Regan v. Parker-Washington Co.

Decision Date15 April 1913
Docket Number1,865.
Citation205 F. 692
PartiesREGAN v. PARKER-WASHINGTON CO.
CourtU.S. Court of Appeals — Seventh Circuit

B. J Wellman, of Chicago, Ill., for plaintiff in error.

Henry R. Rathbone, of Chicago, Ill., for defendant in error.

Before BAKER and KOHLSAAT, Circuit Judges, and HUMPHREY, District judge.

HUMPHREY District Judge.

Defendant in error was constructing a tunnel in Cregier avenue, in Chicago, and plaintiff in error was an employe in the work.

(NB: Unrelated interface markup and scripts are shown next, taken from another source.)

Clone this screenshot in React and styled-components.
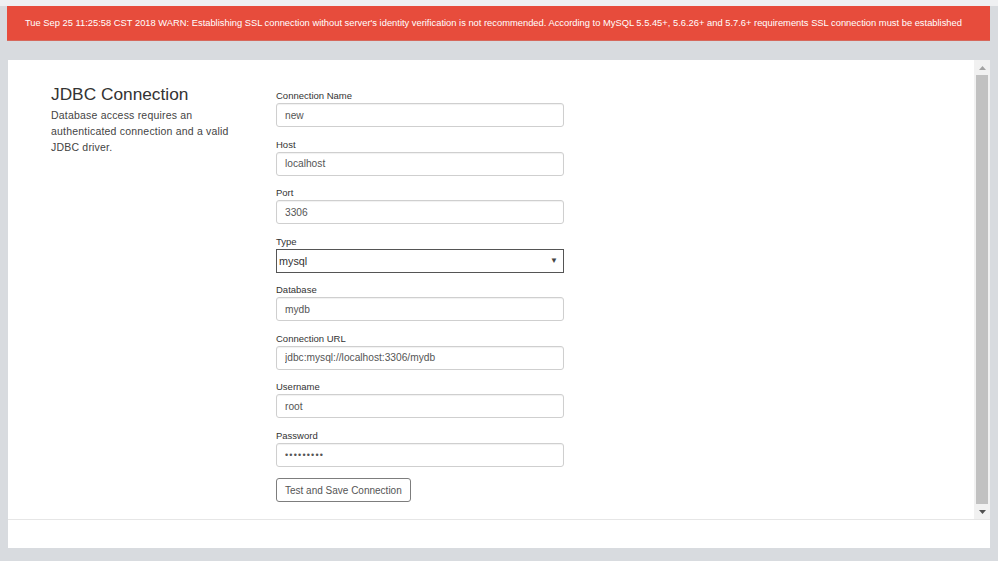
import React from 'react';
import styled, {createGlobalStyle} from 'styled-components';

const GlobalStyle = createGlobalStyle`
  html, body {
    margin: 0;
    padding: 0;
    background: #d8dbdf;
    font-family: "Liberation Sans", Arial, sans-serif;
  }
`;

const Page = styled.div`
  width: 998px;
  height: 561px;
  overflow: hidden;
  display: flex;
  flex-direction: column;
`;

const TopStrip = styled.div`
  height: 6px;
  background: #eff0f2;
`;

const Banner = styled.div`
  margin: 0 8px 0 7px;
  height: 34px;
  line-height: 34px;
  background: #e74c3c;
  color: #fff;
  font-size: 9.35px;
  padding-left: 18px;
  white-space: nowrap;
  overflow: hidden;
  border-bottom: 1px solid #d6685c;
`;

const Panel = styled.div`
  margin: 19px 8px 0 8px;
  height: 488px;
  background: #fff;
  display: flex;
  flex-direction: column;
`;

const ScrollArea = styled.div`
  flex: 0 0 459px;
  display: flex;
  border-bottom: 1px solid #e6e6e6;
`;

const Content = styled.div`
  flex: 1;
  display: flex;
  padding-left: 43px;
`;

const Intro = styled.div`
  width: 225px;
  padding-top: 24px;
`;

const Heading = styled.h1`
  margin: 0 0 3px;
  font-size: 17.3px;
  line-height: 20px;
  font-weight: normal;
  color: #333;
`;

const Description = styled.p`
  margin: 0;
  width: 180px;
  font-size: 10.5px;
  line-height: 16px;
  letter-spacing: 0.2px;
  color: #444;
`;

const Form = styled.form`
  width: 288px;
  padding-top: 30px;
  display: flex;
  flex-direction: column;
`;

const Field = styled.div`
  display: flex;
  flex-direction: column;
  margin-bottom: 11.5px;
`;

const Label = styled.label`
  font-size: 9.5px;
  line-height: 12px;
  margin-bottom: 1px;
  color: #333;
`;

const Input = styled.input`
  box-sizing: border-box;
  height: 24px;
  width: 100%;
  margin: 0;
  padding: 0 8px;
  border: 1px solid #cfcfcf;
  border-radius: 3px;
  box-shadow: inset 0 1px 1px rgba(0, 0, 0, 0.06);
  font-family: "Liberation Sans", Arial, sans-serif;
  font-size: ${props => (props.type === 'password' ? '9px' : '10.2px')};
  letter-spacing: ${props => (props.type === 'password' ? '1.2px' : '0')};
  color: #555;
  outline: none;
`;

const SelectWrap = styled.div`
  position: relative;
  &::after {
    content: '▼';
    position: absolute;
    right: 6px;
    top: 7px;
    font-size: 8px;
    color: #444;
    pointer-events: none;
  }
`;

const Select = styled.select`
  box-sizing: border-box;
  appearance: none;
  height: 24px;
  width: 100%;
  margin: 0;
  padding: 0 2px;
  border: 1px solid #555;
  border-radius: 0;
  background: #fff;
  font-family: "Liberation Sans", Arial, sans-serif;
  font-size: 10.8px;
  color: #333;
  outline: none;
`;

const Button = styled.button`
  align-self: flex-start;
  box-sizing: border-box;
  height: 24px;
  margin-top: 0;
  padding: 0 8px;
  border: 1px solid #7d7d7d;
  border-radius: 3px;
  background: #fff;
  font-family: "Liberation Sans", Arial, sans-serif;
  font-size: 10px;
  color: #555;
`;

const Scrollbar = styled.div`
  width: 16px;
  background: #f1f1f1;
  display: flex;
  flex-direction: column;
  align-items: center;
`;

const ScrollButton = styled.div`
  height: 15px;
  width: 16px;
  display: flex;
  align-items: center;
  justify-content: center;
`;

const Thumb = styled.div`
  flex: 1;
  width: 12px;
  background: #c1c1c1;
`;

const Footer = styled.div`
  flex: 1;
`;

const Arrow = ({down}) => (
  <svg width="7" height="4" viewBox="0 0 7 4">
    <polygon points={down ? '0,0 7,0 3.5,4' : '0,4 7,4 3.5,0'} fill={down ? '#505050' : '#a3a3a3'}/>
  </svg>
);

const fields = [
  {label: 'Connection Name', value: 'new'},
  {label: 'Host', value: 'localhost'},
  {label: 'Port', value: '3306'},
  {label: 'Type', select: true, value: 'mysql'},
  {label: 'Database', value: 'mydb'},
  {label: 'Connection URL', value: 'jdbc:mysql://localhost:3306/mydb'},
  {label: 'Username', value: 'root'},
  {label: 'Password', value: 'secretpwd', type: 'password'},
];

const App = () => {
  return <Page>
    <GlobalStyle/>
    <TopStrip/>
    <Banner>
      Tue Sep 25 11:25:58 CST 2018 WARN: Establishing SSL connection without server's identity verification is not recommended. According to MySQL 5.5.45+, 5.6.26+ and 5.7.6+ requirements SSL connection must be established
    </Banner>
    <Panel>
      <ScrollArea>
        <Content>
          <Intro>
            <Heading>JDBC Connection</Heading>
            <Description>Database access requires an authenticated connection and a valid JDBC driver.</Description>
          </Intro>
          <Form onSubmit={e => e.preventDefault()}>
            {fields.map(field => (
              <Field key={field.label}>
                <Label>{field.label}</Label>
                {field.select
                  ? <SelectWrap>
                    <Select defaultValue={field.value}>
                      <option value="mysql">mysql</option>
                      <option value="postgresql">postgresql</option>
                    </Select>
                  </SelectWrap>
                  : <Input type={field.type ?? 'text'} readOnly value={field.value}/>}
              </Field>
            ))}
            <Button type="button">Test and Save Connection</Button>
          </Form>
        </Content>
        <Scrollbar>
          <ScrollButton><Arrow/></ScrollButton>
          <Thumb/>
          <ScrollButton><Arrow down/></ScrollButton>
        </Scrollbar>
      </ScrollArea>
      <Footer/>
    </Panel>
  </Page>;
};

export default App;
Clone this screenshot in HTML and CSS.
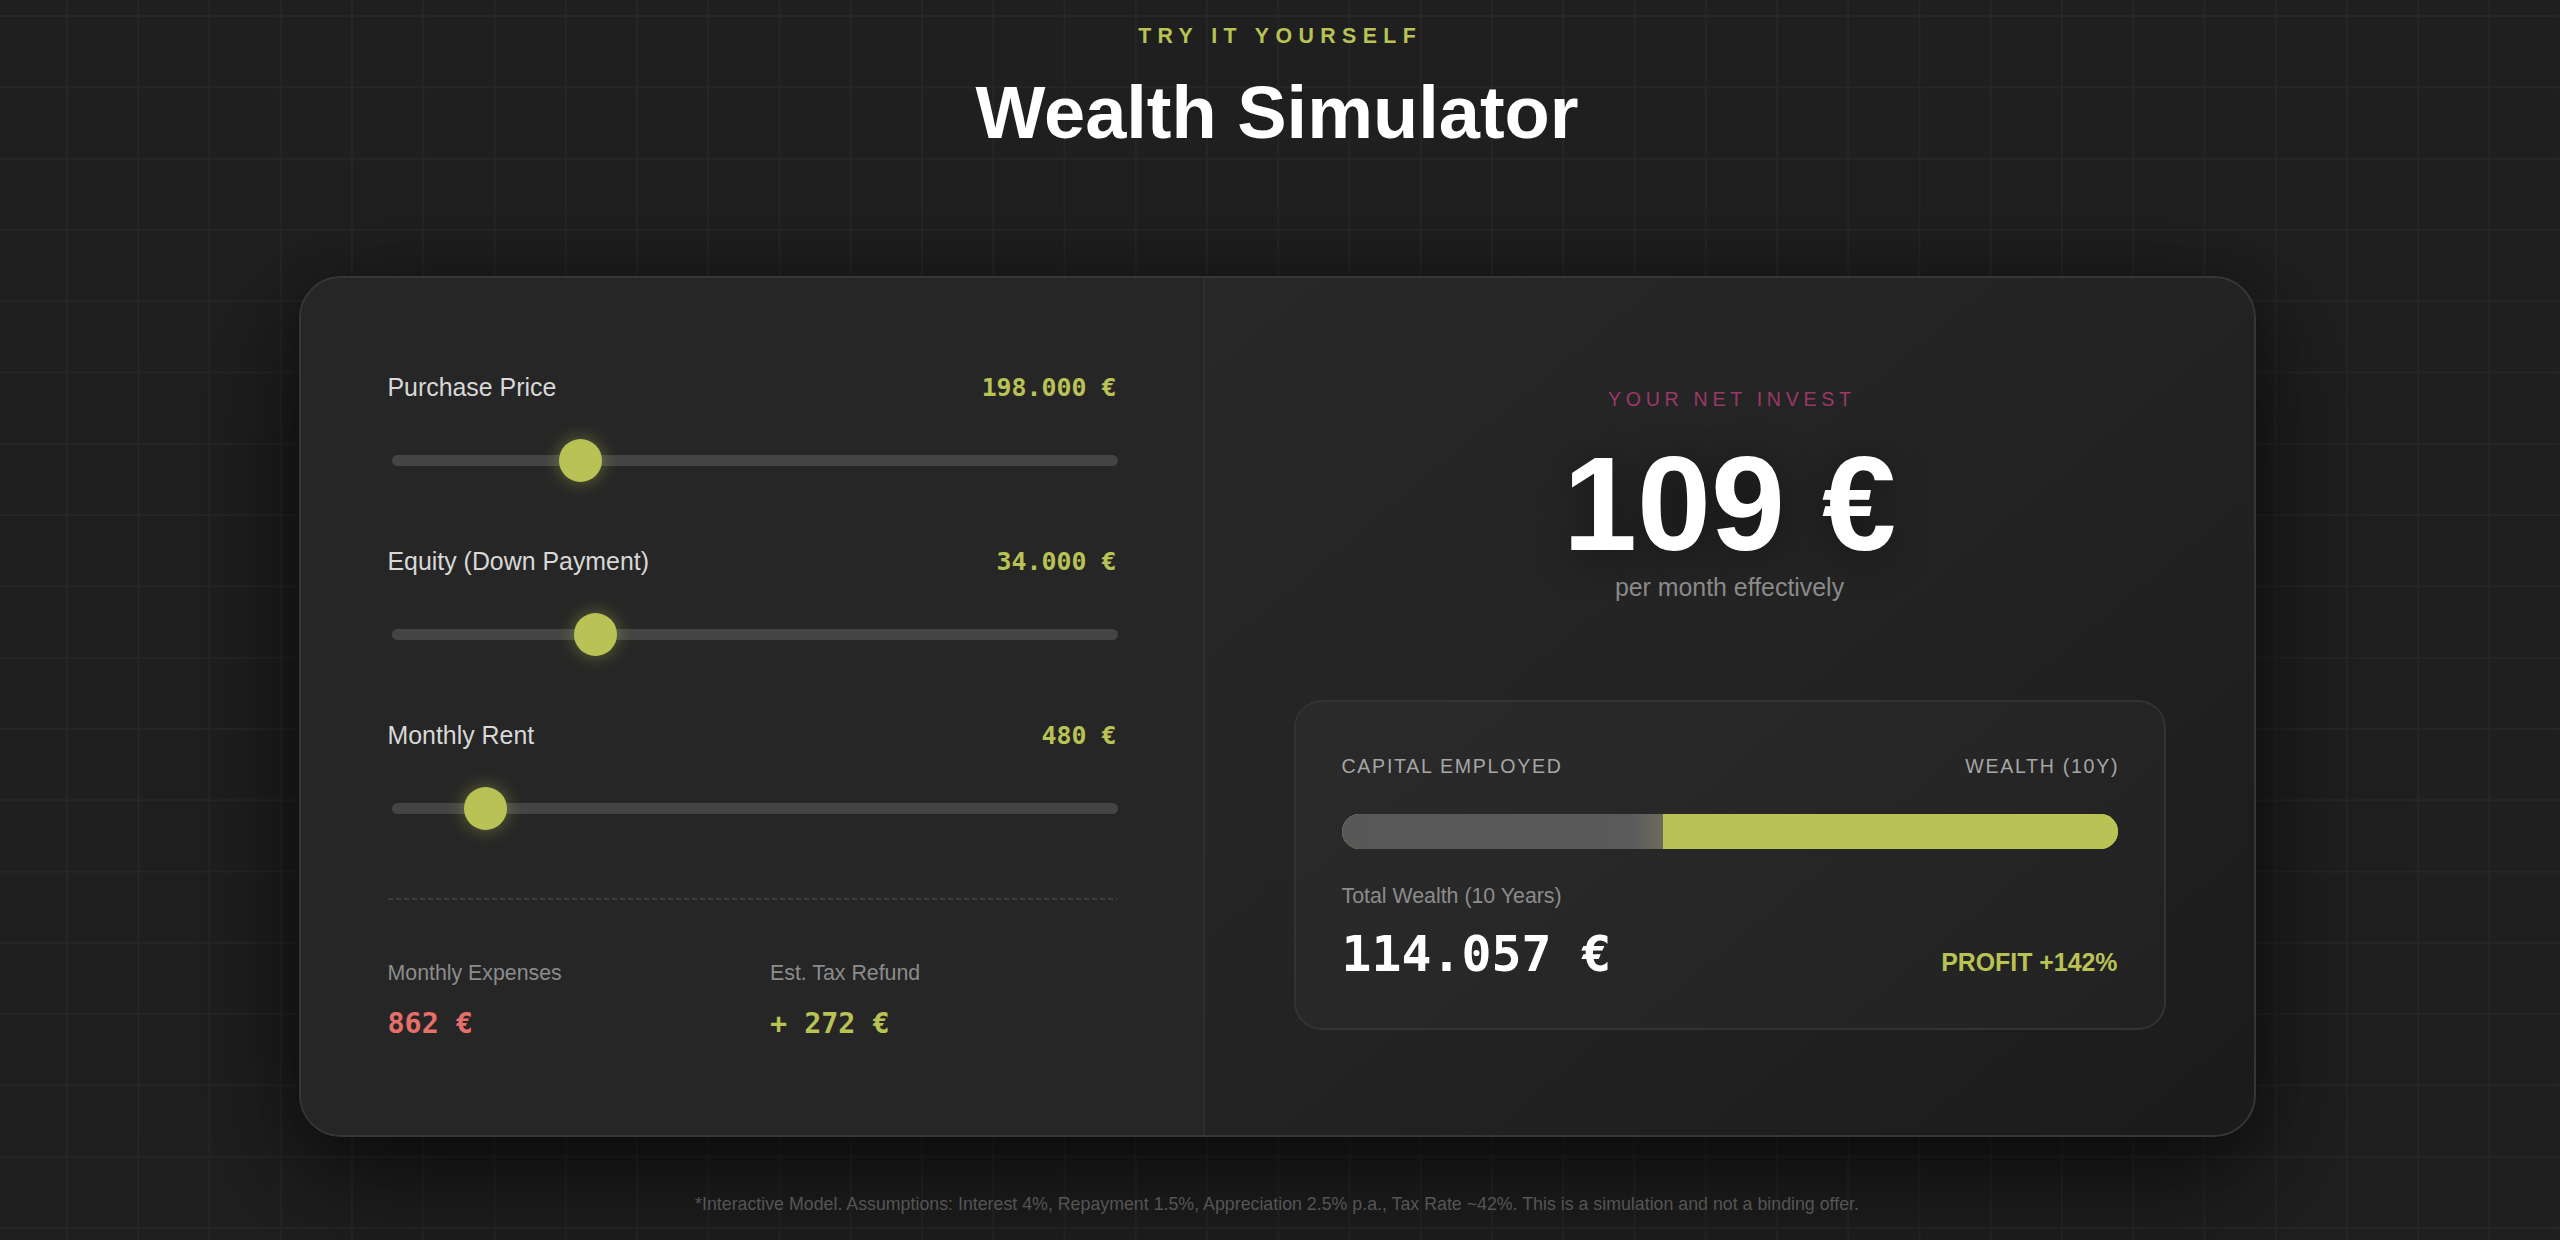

The tunnel was about 12 feet in height and was at a depth of about 75 feet below the street level. The work consisted in blasting the rock and removing the material so blasted. The top half was worked in advance of the lower half, the latter serving as a platform or shelf on which the men and machines stood in blasting the top half. This shelf was as wide as the tunnel, about 13 feet long and about 5 feet high. Three classes of men did the work: Machine men or drillers, who ran the machines to drill the holes and who placed the dynamite helpers, who poured water for the drillers, so that the drills would not heat; and laborers, called muckers, who shoveled into cars and removed the debris caused by the blasts. Two shifts worked, one by day and one by night, and there was one blast each 24 hours by each shift. When a blast was fired, tons of rock would be hurled from the heading, leaving the walls and roof from which it came rough, uneven, and with loose projections or bellies of stone. All such uneven or loose stones were then removed from the roof so as to make it a safe roof under which to proceed with the work. This removal of stones loosened by the blast was called 'trimming' the roof.

Plaintiff in error had been working for some months on the night shift as a mucker. On the night in question, by direction of his foreman, he assisted Teddy, one of the drillers, as a helper. He admits that on one previous night he had worked as a helper, and there is evidence to the effect that he had done so on more than one previous occasion.

On the trial plaintiff in error offered evidence tending to show that it was the duty of the drillers to trim the roof and that they alone did in practice do this work, but the evidence was ruled out. We think this was error. Such evidence was competent and material, and should have been admitted. The defense is based upon assumption of risk, which would include fellow servants, and it was suggested in oral argument that even if the rejected testimony had been admitted, and had shown conclusively that it was the sole duty of the drillers to trim the roof, still there would be no liability because the drillers, helpers, and muckers would be fellow servants.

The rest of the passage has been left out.